Speranza
Goffman writes:
"When the individual's stigma is established in him during his stay in an institution, and when the institution retains a discrediting hold upon him for a period after his release, one may expect a special cycle of passing. For example, in one mental hospital -- see Goffman's study of St. Elizabeths Hospital, Washington, DC, partly reported in "Asylums" (New York: Doubleday & Co., Anchor Books, 1961) -- it was found that patients RE-ENTERING the community often planned to pass in some degree.
"Patients who were forced to rely on the rehabilitation officer, the social service worker, or the employment agencies for a job, often discussed among theeir fellows the contingencies they faced and the standard strategy for dealing with them."

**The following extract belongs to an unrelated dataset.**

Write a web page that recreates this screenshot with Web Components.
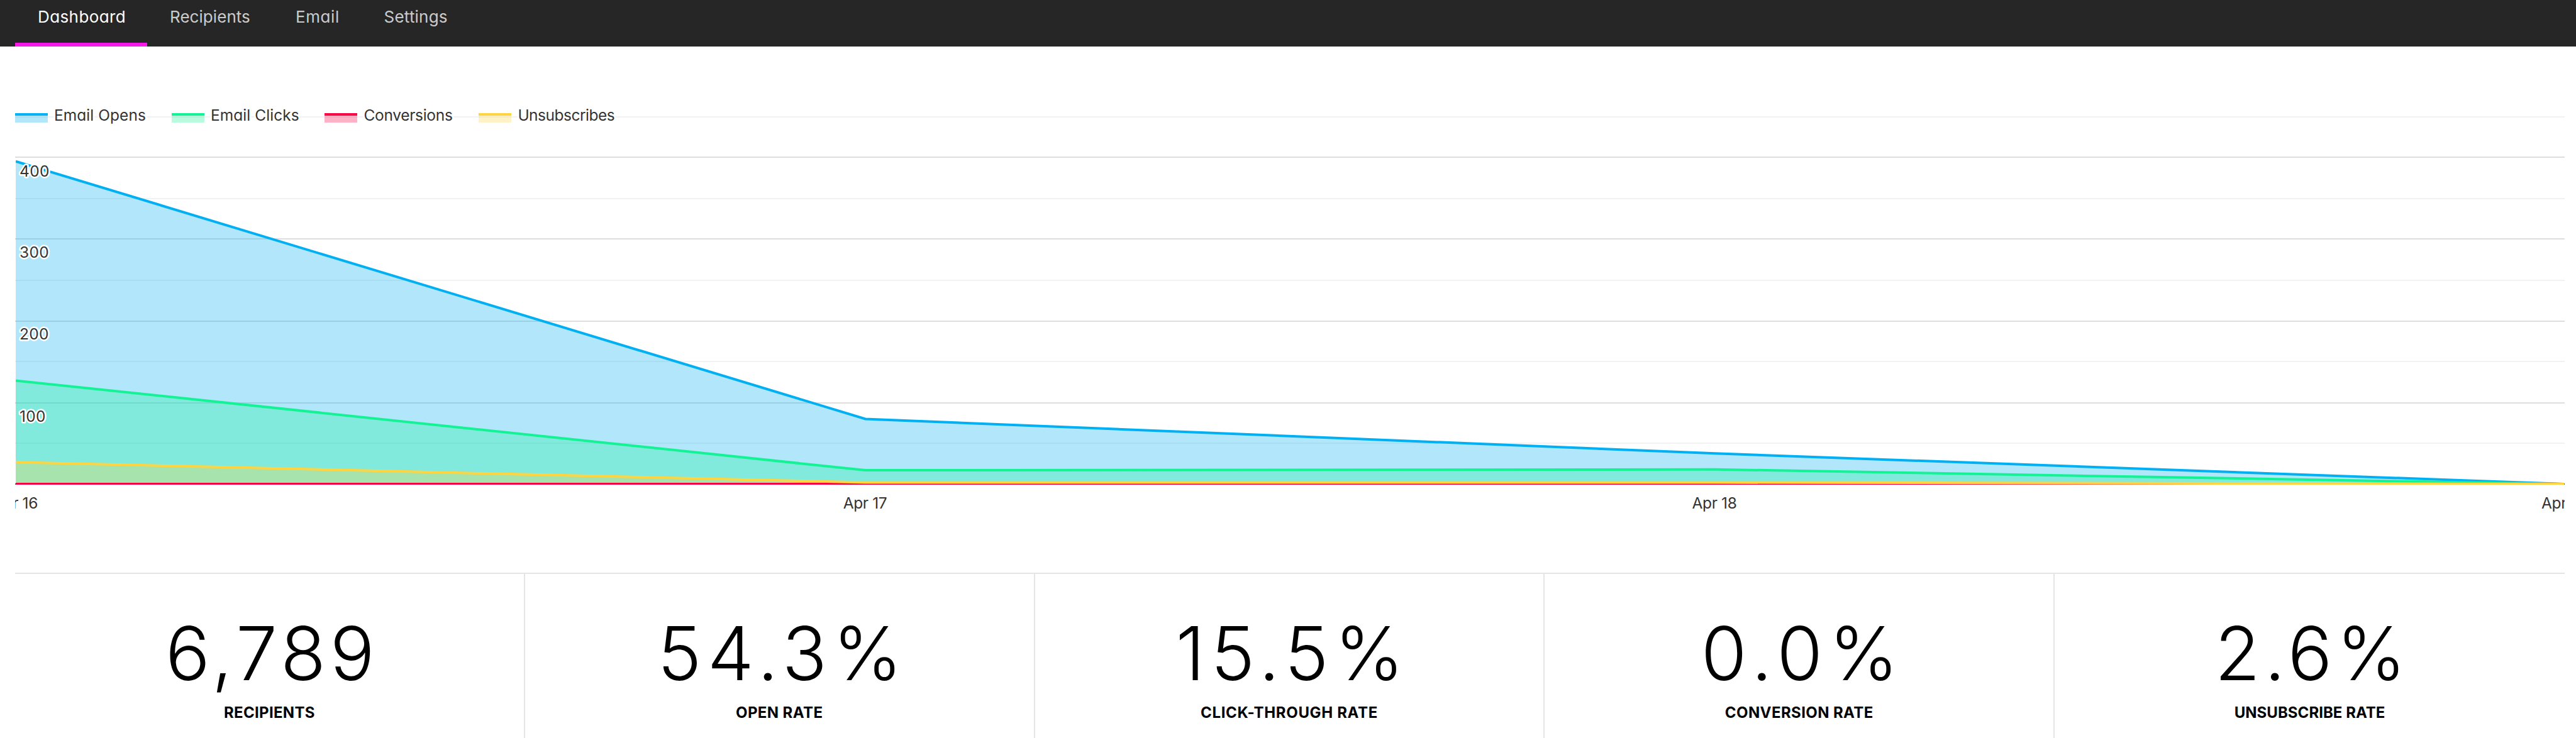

"Patients express the feeling that after staying in a placement job of this kind, long enough to save some money and get loose from hospital agencies, they would quite work and, on the basis of the six-month work record, get a job someplace else, this time TRUSTING everyone at work would BE KEPT IGNORANT of the stay in a mental hospital."
Goffman gives the reference: "for evidence of the frequency of ex-patients employing such a passing cycle, see M. Linder and D. Landy, "Post-discharge experience and vocational rehabilitation needs of psychiatric patients," "Mental Hygiene", vol. XLII 1958, p. 39.